After a year of intensive medical intervention I have resigned myself to the fact that I was born with this condition and it is incurable. I sometimes fall into some very unhappy thoughts about seeking permanent sleep, but those quickly disburse. But I confess; were it possible to sell my soul to the Devil, I would trade it in a heartbeat to be able to sleep like a normal person. I am so tired.


kara said...

remind me to tell you about some of the night terrors brendan's been woken up to lately. i think the sleep issues might be genetic.

BLOGitse said...

ooops, that must be very, very draining!
I'm like your wife and I get up very early - like this morning at 4.
I'm bright awake and ready to start thinking! Because I feel fresh my brains start working even if I or my body would like to relax and stay in warm bed.
I hope you have a good day today! :)

Charlie said...

I can't even begin to imagine what life-long insomnia like yours would be like. Awful, Robert, awful.

Mary Witzl said...

I've got the same thing you've got, Robert, though I don't think I suffer quite as badly: I generally get about six hours of sleep a night, but they are almost never in one block. I wake up several times every night. Some nights I only get two or three hours. When that happens, it's tough.

The only thing that has worked for me is exercising to the point of exhaustion. I used to jog three miles, swim one, do many sets of weight-lifting, all in one day. When I did this, I slept FANTASTICALLY. Sadly, I developed early arthritis and can no longer use this method of sleep induction. One thing a friend of mine told me has helped: some people just aren't supposed to sleep as much as others. It's tough when your partner falls asleep within seconds and gets a long, satisfying sleep every time; you get so envious!

Yoga stretches and lavender oil help me a little -- really. Also calcium supplements, but make sure they're the more expensive capsule type or you'll end up with a different problem.

Hang in there! You aren't alone.

Robert the Skeptic said...

Kara going to bed on an inflatable mattress and finding myself on the floor on a vinyl "pad" after two hours does not help.

BLOGitse Yes, it is like partially recharging one's cell phone only to have it die in two hours.

Charlie Indeed, it is probably as close as I come to having a disability.

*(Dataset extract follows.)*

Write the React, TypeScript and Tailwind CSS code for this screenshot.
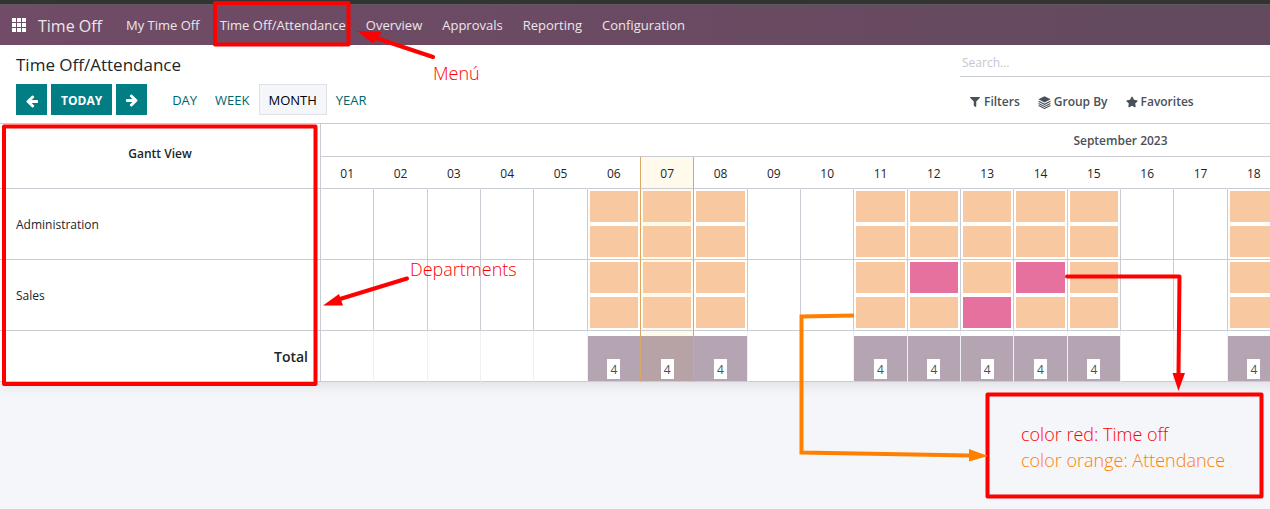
import React from "react";
import { FaFilter, FaStar } from "react-icons/fa";

const MENU = ["My Time Off", "Time Off/Attendance", "Overview", "Approvals", "Reporting", "Configuration"];
const SCALES = ["Day", "Week", "Month", "Year"];
const DAYS = Array.from({ length: 30 }, (_, i) => i + 1);
const TODAY = 7;
const WORKED = [6, 7, 8, 11, 12, 13, 14, 15, 18];

type Department = { name: string; lanes: { timeOff: number[] }[] };

const DEPARTMENTS: Department[] = [
  { name: "Administration", lanes: [{ timeOff: [] }, { timeOff: [] }] },
  { name: "Sales", lanes: [{ timeOff: [12, 14] }, { timeOff: [13] }] },
];

const ROW = "grid grid-cols-[320px_repeat(30,minmax(0,1fr))]";

function cellTone(day: number, line: string) {
  const edge = day === TODAY || day === TODAY + 1 ? "border-l-[#dca665]" : line;
  return `${edge} ${day === TODAY ? "bg-[#fffaeb]" : ""}`;
}

function ArrowIcon({ flip = false }: { flip?: boolean }) {
  return (
    <svg viewBox="0 0 1792 1792" className={flip ? "h-[14px] w-[14px] rotate-180" : "h-[14px] w-[14px]"} fill="currentColor" aria-hidden="true">
      <path d="M1664 896v128q0 53-32.500 90.500t-84.500 37.500h-704l293 294q38 36 38 90t-38 90l-75 76q-37 37-90 37-52 0-91-37l-651-652q-37-37-37-90 0-52 37-91l651-650q38-38 91-38 52 0 90 38l75 74q38 38 38 91t-38 91l-293 293h704q52 0 84.500 37.500t32.500 90.500z" />
    </svg>
  );
}

function StackIcon() {
  return (
    <svg viewBox="0 0 14 14" className="h-[13px] w-[13px]" aria-hidden="true">
      <path d="M7 0.3 13.6 3.6 7 6.9 0.4 3.6Z" fill="currentColor" />
      <path
        d="M0.6 5.7 7 8.9 13.4 5.7M0.6 8 7 11.2 13.4 8M0.6 10.2 7 13.4 13.4 10.2"
        fill="none"
        stroke="currentColor"
        strokeWidth="1.2"
      />
    </svg>
  );
}

function AppsIcon() {
  return (
    <svg viewBox="0 0 14 14" className="h-[14px] w-[14px]" fill="currentColor" aria-hidden="true">
      {[0, 5, 10].map((y) => [0, 5, 10].map((x) => <rect key={`${x}-${y}`} x={x} y={y} width="4" height="4" />))}
    </svg>
  );
}

function Navbar() {
  return (
    <header className="border-t-4 border-[#333333]">
      <nav className="flex h-[41px] items-center border-t border-[#5c5c5c] bg-linear-to-r from-[#714b67] to-[#634a5e] text-[13px] text-[#ece6ea]">
        <button type="button" aria-label="Apps" className="px-3 text-white">
          <AppsIcon />
        </button>
        <a href="#time-off" className="mr-6 pt-[2px] text-[16px]">
          Time Off
        </a>
        <div className="flex gap-5 pt-[2px]">
          {MENU.map((item) => (
            <a key={item} href="#menu" className="whitespace-nowrap">
              {item}
            </a>
          ))}
        </div>
      </nav>
    </header>
  );
}

function ControlPanel() {
  return (
    <section className="flex justify-between bg-white">
      <div className="pt-2 pb-2 pl-4">
        <h1 className="text-[17px] leading-6 text-[#212529]">Time Off/Attendance</h1>
        <div className="mt-[7px] flex text-[13px] font-semibold">
          <div className="flex gap-1 text-white">
            <button type="button" aria-label="Previous" className="flex h-[31px] w-[31px] items-center justify-center bg-[#017e84] pt-[2px]">
              <ArrowIcon />
            </button>
            <button type="button" className="h-[31px] bg-[#017e84] px-[10px] pt-[2px] text-[12px] font-bold uppercase">
              Today
            </button>
            <button type="button" aria-label="Next" className="flex h-[31px] w-[31px] items-center justify-center bg-[#017e84] pt-[2px]">
              <ArrowIcon flip />
            </button>
          </div>
          <div className="ml-4 flex">
            {SCALES.map((scale) => (
              <button
                key={scale}
                type="button"
                className={
                  scale === "Month"
                    ? "h-[31px] border border-[#dfe1e8] bg-[#f5f6fa] px-[9px] pt-[2px] font-medium text-black uppercase"
                    : "h-[31px] border border-transparent px-2 pt-[2px] font-medium text-[#01666b] uppercase"
                }
              >
                {scale}
              </button>
            ))}
          </div>
        </div>
      </div>
      <div className="w-[310px] text-[12px]">
        <input
          type="text"
          aria-label="Search"
          placeholder="Search..."
          className="mt-1 block h-7 w-full border-b border-[#c9ccd2] bg-transparent px-[2px] pb-[1px] outline-none placeholder:text-[#c5c7cf]"
        />
        <div className="mt-4 flex gap-[18px] pl-[10px] font-semibold text-[#495057]">
          <button type="button" className="flex items-center gap-1">
            <FaFilter size={10} />
            Filters
          </button>
          <button type="button" className="flex items-center gap-[3px]">
            <StackIcon />
            Group By
          </button>
          <button type="button" className="flex items-center gap-[3px]">
            <FaStar size={12} />
            Favorites
          </button>
        </div>
      </div>
    </section>
  );
}

function Gantt() {
  return (
    <div className="overflow-x-auto overflow-y-hidden pb-6 [scrollbar-width:none]">
      <table className="block w-[1920px] border-t border-[#c9ccd2] bg-white text-[12px] text-[#212529] shadow-[0_4px_12px_rgba(0,0,0,0.09)]">
        <thead className={ROW}>
          <tr className="contents">
            <th scope="col" rowSpan={2} className="row-span-2 flex items-center justify-center border-b border-[#c9ccd2] pb-1 font-semibold">
              Gantt View
            </th>
            <th
              scope="colgroup"
              colSpan={30}
              className="flex h-[33px] items-center justify-center border-b border-l border-[#c9ccd2] pt-[2px] font-semibold text-[#495057] [grid-column:2/-1]"
            >
              September 2023
            </th>
          </tr>
          <tr className="contents">
            {DAYS.map((day) => (
              <th
                key={day}
                scope="col"
                className={`flex h-8 items-center justify-center border-b border-l border-b-[#c9ccd2] pt-[2px] font-normal ${cellTone(
                  day,
                  day === 1 ? "border-l-[#c9ccd2]" : "border-l-transparent",
                )}`}
              >
                {String(day).padStart(2, "0")}
              </th>
            ))}
          </tr>
        </thead>
        <tbody className="block">
          {DEPARTMENTS.map((dept) => (
            <tr key={dept.name} className={ROW}>
              <th scope="row" className="flex items-center border-b border-[#c9ccd2] pt-[2px] pl-4 font-normal">
                {dept.name}
              </th>
              {DAYS.map((day) => (
                <td
                  key={day}
                  className={`flex h-[71px] flex-col gap-1 border-b border-l border-b-[#c9ccd2] p-[2px] ${cellTone(day, "border-l-[#c9ccd2]")}`}
                >
                  {WORKED.includes(day) &&
                    dept.lanes.map((lane, i) => (
                      <div key={i} className={lane.timeOff.includes(day) ? "flex-1 bg-[#e6719f]" : "flex-1 bg-[#f8c8a0]"} />
                    ))}
                </td>
              ))}
            </tr>
          ))}
        </tbody>
        <tfoot className="block">
          <tr className={ROW}>
            <th scope="row" className="flex items-center justify-end border-b border-[#c9ccd2] pr-3 text-[14px] font-semibold">
              Total
            </th>
            {DAYS.map((day) => (
              <td
                key={day}
                className={`h-[51px] border-b border-l border-b-[#c9ccd2] pt-[5px] ${cellTone(
                  day,
                  day === 1 ? "border-l-[#c9ccd2]" : "border-l-[#f0f0f3]",
                )}`}
              >
                {WORKED.includes(day) && (
                  <div
                    className={`flex h-[45px] items-end justify-center pb-[2px] ${day === TODAY ? "bg-[#b7a3a6]" : "bg-[#b5a4b2]"}`}
                  >
                    <span className="h-5 bg-white px-[3px] leading-[22px] text-[#495057]">4</span>
                  </div>
                )}
              </td>
            ))}
          </tr>
        </tfoot>
      </table>
    </div>
  );
}

function Annotations() {
  return (
    <div className="pointer-events-none">
      <svg className="absolute top-0 left-0 h-[509px] w-[1270px]" viewBox="0 0 1270 509" fill="none" strokeWidth="4" aria-hidden="true">
        <g stroke="#ff0000" strokeLinejoin="round" strokeLinecap="round">
          <rect x="215" y="3" width="133.500" height="41.500" />
          <rect x="4" y="126.500" width="311.500" height="257.500" />
          <rect x="987.500" y="394.500" width="274" height="102" />
          <path d="M433 57 376 38M407 278.500 340 299M1067 276.500H1179.500L1178.500 374" />
        </g>
        <g fill="#ff0000">
          <path d="M357 31 382 32 373 43.500Z" />
          <path d="M323 305.500 339 294 343 305.500Z" />
          <path d="M1172.500 373H1185L1178.500 391Z" />
        </g>
        <path d="M854 315.500 801.500 316.500V452.500L970 455.500" stroke="#ff8000" />
        <path d="M969 449V461.500L988 456Z" fill="#ff8000" />
      </svg>
      <p className="absolute top-[61px] left-[433px] text-[18px] leading-6 font-light text-[#ff0000]">Menú</p>
      <p className="absolute top-[257px] left-[410px] text-[18px] leading-6 font-light text-[#ff0000]">Departments</p>
      <div className="absolute top-[421px] left-[1021px] text-[18px] leading-[26px] font-light whitespace-nowrap">
        <p className="text-[#ff0000]">color red: Time off</p>
        <p className="text-[#ff8000]">color orange: Attendance</p>
      </div>
    </div>
  );
}

export default function App() {
  return (
    <div className="relative min-h-screen overflow-hidden bg-[#f5f6fa] font-['Open_Sans','Noto_Sans',sans-serif]">
      <Navbar />
      <ControlPanel />
      <Gantt />
      <Annotations />
    </div>
  );
}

Mary Exercise helps... I am told that swimming is good for those with arthritis. Still it IS a bit irritating to hear my partner nod off so darn quickly !!

Mary Witzl said...

Even if I swim a mile (which I frequently do) it's nowhere near as soporific as all that running and weight-lifting I used to do! But it's better than nothing. And I can get A LOT done during all that time I'm not sleeping. No cloud without a silver lining, if you'll pardon a cliche.